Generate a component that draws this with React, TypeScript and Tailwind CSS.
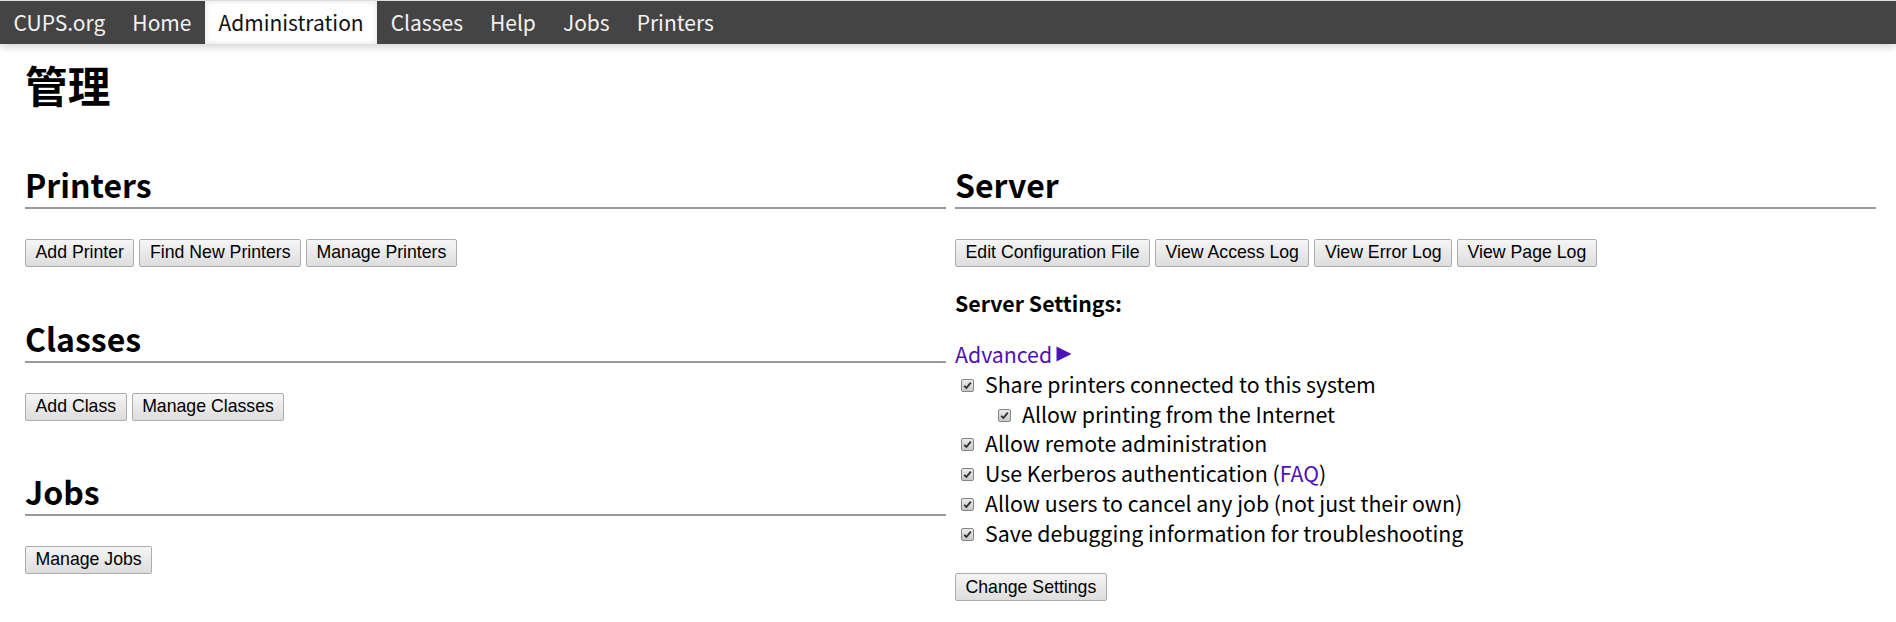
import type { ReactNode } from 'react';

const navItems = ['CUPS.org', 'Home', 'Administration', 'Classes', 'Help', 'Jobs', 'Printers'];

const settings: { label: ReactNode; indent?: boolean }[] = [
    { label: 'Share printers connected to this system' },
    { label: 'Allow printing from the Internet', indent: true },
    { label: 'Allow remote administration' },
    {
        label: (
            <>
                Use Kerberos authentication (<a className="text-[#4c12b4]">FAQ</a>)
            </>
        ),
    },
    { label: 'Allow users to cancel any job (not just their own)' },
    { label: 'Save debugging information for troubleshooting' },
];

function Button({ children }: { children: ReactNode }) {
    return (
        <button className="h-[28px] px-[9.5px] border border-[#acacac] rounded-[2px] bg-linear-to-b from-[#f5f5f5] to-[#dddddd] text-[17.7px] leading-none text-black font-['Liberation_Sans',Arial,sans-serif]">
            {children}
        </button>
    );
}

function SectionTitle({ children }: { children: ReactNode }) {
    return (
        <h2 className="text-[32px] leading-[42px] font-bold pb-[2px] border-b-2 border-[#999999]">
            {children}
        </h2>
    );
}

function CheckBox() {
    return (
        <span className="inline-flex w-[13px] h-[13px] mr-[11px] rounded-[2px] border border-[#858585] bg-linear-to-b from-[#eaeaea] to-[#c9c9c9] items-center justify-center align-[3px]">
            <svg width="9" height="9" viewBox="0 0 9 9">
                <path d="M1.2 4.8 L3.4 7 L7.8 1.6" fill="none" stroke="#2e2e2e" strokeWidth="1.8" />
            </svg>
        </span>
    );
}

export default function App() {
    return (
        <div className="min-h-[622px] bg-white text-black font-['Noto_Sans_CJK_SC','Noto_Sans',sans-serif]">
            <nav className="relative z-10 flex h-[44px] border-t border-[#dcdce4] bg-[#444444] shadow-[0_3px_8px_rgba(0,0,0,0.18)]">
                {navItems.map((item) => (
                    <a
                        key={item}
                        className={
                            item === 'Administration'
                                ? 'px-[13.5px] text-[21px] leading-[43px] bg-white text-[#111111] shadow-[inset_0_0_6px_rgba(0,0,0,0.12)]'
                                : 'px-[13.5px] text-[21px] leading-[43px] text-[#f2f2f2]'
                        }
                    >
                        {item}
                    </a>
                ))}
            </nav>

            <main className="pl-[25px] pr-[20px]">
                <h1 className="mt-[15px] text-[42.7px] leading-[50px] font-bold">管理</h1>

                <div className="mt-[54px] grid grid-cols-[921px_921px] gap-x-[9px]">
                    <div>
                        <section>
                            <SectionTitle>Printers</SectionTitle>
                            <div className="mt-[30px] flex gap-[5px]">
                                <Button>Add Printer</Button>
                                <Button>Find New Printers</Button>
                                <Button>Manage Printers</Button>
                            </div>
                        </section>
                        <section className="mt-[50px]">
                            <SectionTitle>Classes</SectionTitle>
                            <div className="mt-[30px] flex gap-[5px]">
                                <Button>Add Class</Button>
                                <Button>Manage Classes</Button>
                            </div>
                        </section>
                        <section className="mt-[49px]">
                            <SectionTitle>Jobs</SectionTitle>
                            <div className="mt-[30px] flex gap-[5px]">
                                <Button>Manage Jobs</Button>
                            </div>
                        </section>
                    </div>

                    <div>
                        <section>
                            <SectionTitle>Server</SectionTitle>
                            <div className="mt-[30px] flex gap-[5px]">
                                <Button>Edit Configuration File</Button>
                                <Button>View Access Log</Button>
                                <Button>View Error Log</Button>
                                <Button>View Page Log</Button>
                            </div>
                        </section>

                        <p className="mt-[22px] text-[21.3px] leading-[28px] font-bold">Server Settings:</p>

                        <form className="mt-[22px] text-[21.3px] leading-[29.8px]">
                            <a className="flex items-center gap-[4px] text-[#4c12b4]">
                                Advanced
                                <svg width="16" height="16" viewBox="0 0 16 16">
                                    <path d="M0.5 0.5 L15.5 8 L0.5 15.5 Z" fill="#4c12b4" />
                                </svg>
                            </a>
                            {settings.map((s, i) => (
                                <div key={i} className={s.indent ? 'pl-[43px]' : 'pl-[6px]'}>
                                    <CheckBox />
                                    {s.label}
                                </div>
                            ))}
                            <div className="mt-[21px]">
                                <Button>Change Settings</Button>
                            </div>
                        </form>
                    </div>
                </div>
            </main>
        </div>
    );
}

§ Short exercise:
Reproduce the whole listing above word for word, but not its pictures.

§ Solution to this task:
Generate a component that draws this with React, TypeScript and Tailwind CSS.
import type { ReactNode } from 'react';

const navItems = ['CUPS.org', 'Home', 'Administration', 'Classes', 'Help', 'Jobs', 'Printers'];

const settings: { label: ReactNode; indent?: boolean }[] = [
    { label: 'Share printers connected to this system' },
    { label: 'Allow printing from the Internet', indent: true },
    { label: 'Allow remote administration' },
    {
        label: (
            <>
                Use Kerberos authentication (<a className="text-[#4c12b4]">FAQ</a>)
            </>
        ),
    },
    { label: 'Allow users to cancel any job (not just their own)' },
    { label: 'Save debugging information for troubleshooting' },
];

function Button({ children }: { children: ReactNode }) {
    return (
        <button className="h-[28px] px-[9.5px] border border-[#acacac] rounded-[2px] bg-linear-to-b from-[#f5f5f5] to-[#dddddd] text-[17.7px] leading-none text-black font-['Liberation_Sans',Arial,sans-serif]">
            {children}
        </button>
    );
}

function SectionTitle({ children }: { children: ReactNode }) {
    return (
        <h2 className="text-[32px] leading-[42px] font-bold pb-[2px] border-b-2 border-[#999999]">
            {children}
        </h2>
    );
}

function CheckBox() {
    return (
        <span className="inline-flex w-[13px] h-[13px] mr-[11px] rounded-[2px] border border-[#858585] bg-linear-to-b from-[#eaeaea] to-[#c9c9c9] items-center justify-center align-[3px]">
            <svg width="9" height="9" viewBox="0 0 9 9">
                <path d="M1.2 4.8 L3.4 7 L7.8 1.6" fill="none" stroke="#2e2e2e" strokeWidth="1.8" />
            </svg>
        </span>
    );
}

export default function App() {
    return (
        <div className="min-h-[622px] bg-white text-black font-['Noto_Sans_CJK_SC','Noto_Sans',sans-serif]">
            <nav className="relative z-10 flex h-[44px] border-t border-[#dcdce4] bg-[#444444] shadow-[0_3px_8px_rgba(0,0,0,0.18)]">
                {navItems.map((item) => (
                    <a
                        key={item}
                        className={
                            item === 'Administration'
                                ? 'px-[13.5px] text-[21px] leading-[43px] bg-white text-[#111111] shadow-[inset_0_0_6px_rgba(0,0,0,0.12)]'
                                : 'px-[13.5px] text-[21px] leading-[43px] text-[#f2f2f2]'
                        }
                    >
                        {item}
                    </a>
                ))}
            </nav>

            <main className="pl-[25px] pr-[20px]">
                <h1 className="mt-[15px] text-[42.7px] leading-[50px] font-bold">管理</h1>

                <div className="mt-[54px] grid grid-cols-[921px_921px] gap-x-[9px]">
                    <div>
                        <section>
                            <SectionTitle>Printers</SectionTitle>
                            <div className="mt-[30px] flex gap-[5px]">
                                <Button>Add Printer</Button>
                                <Button>Find New Printers</Button>
                                <Button>Manage Printers</Button>
                            </div>
                        </section>
                        <section className="mt-[50px]">
                            <SectionTitle>Classes</SectionTitle>
                            <div className="mt-[30px] flex gap-[5px]">
                                <Button>Add Class</Button>
                                <Button>Manage Classes</Button>
                            </div>
                        </section>
                        <section className="mt-[49px]">
                            <SectionTitle>Jobs</SectionTitle>
                            <div className="mt-[30px] flex gap-[5px]">
                                <Button>Manage Jobs</Button>
                            </div>
                        </section>
                    </div>

                    <div>
                        <section>
                            <SectionTitle>Server</SectionTitle>
                            <div className="mt-[30px] flex gap-[5px]">
                                <Button>Edit Configuration File</Button>
                                <Button>View Access Log</Button>
                                <Button>View Error Log</Button>
                                <Button>View Page Log</Button>
                            </div>
                        </section>

                        <p className="mt-[22px] text-[21.3px] leading-[28px] font-bold">Server Settings:</p>

                        <form className="mt-[22px] text-[21.3px] leading-[29.8px]">
                            <a className="flex items-center gap-[4px] text-[#4c12b4]">
                                Advanced
                                <svg width="16" height="16" viewBox="0 0 16 16">
                                    <path d="M0.5 0.5 L15.5 8 L0.5 15.5 Z" fill="#4c12b4" />
                                </svg>
                            </a>
                            {settings.map((s, i) => (
                                <div key={i} className={s.indent ? 'pl-[43px]' : 'pl-[6px]'}>
                                    <CheckBox />
                                    {s.label}
                                </div>
                            ))}
                            <div className="mt-[21px]">
                                <Button>Change Settings</Button>
                            </div>
                        </form>
                    </div>
                </div>
            </main>
        </div>
    );
}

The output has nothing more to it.